Beni tanıdın mı?

Peygamber Efendimiz‘in (sallallahü aleyhi ve sellem) doğduğu tarihlerde görülmemiş bir kıtlık vardı Benî Sa’d kabilesinde. Açlık, Halîme Hatun’u da bezdirmişti hayatından.
Ama o, hiç sızlanmadı.
Daima şükretti.
***
Bir gece rüyasında birisi buz gibi su verdi kendisine. İçip ferahladı. O kişi sordu:
“Beni tanıdın mı ey Halîme?”
“Tanımadım” deyince;
“Ben, senin, sıkıntılı anlarda ettiğin şükürler’im. Acele Mekke’ye git. Orada bir nur’u evlat edineceksin!” dedi.
***
O anda uyandı. Karnı tok, bedeni dinçti.
Kabilenin genç hanımları bir hazırlık içindeydi o gün. Sordu onlara:
“Nereye gidiyorsunuz?”
“Mekke’ye” dediler.
“İyi ama niçin?”
“Bebek almaya.”
“Ben de geliyorum” dedi.
Ve katıldı kafileye.
***
Gaibden bir ses;
“Ey Halîme!

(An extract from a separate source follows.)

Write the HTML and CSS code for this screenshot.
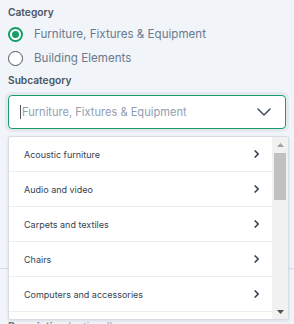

O nur’u emzirmek sana nasib olacak!” diyordu.
Ancak o, gerilerde kalmıştı.
Önce gidenler varlıklı ailelerden birer çocuk almışlardı bile.
O ara yaşlı biri;
“Çocuk almayan kaldı mı?” diye seslendi.
Bir ümitle koşup;
“Ben almadım” dedi.
Yaşlı zat, ona “Ey kızım! Benim bir torunum var. Yetim diye kimse almadı. Sen alır mısın?” diye sordu. (Devamı yarın)

Comments are closed.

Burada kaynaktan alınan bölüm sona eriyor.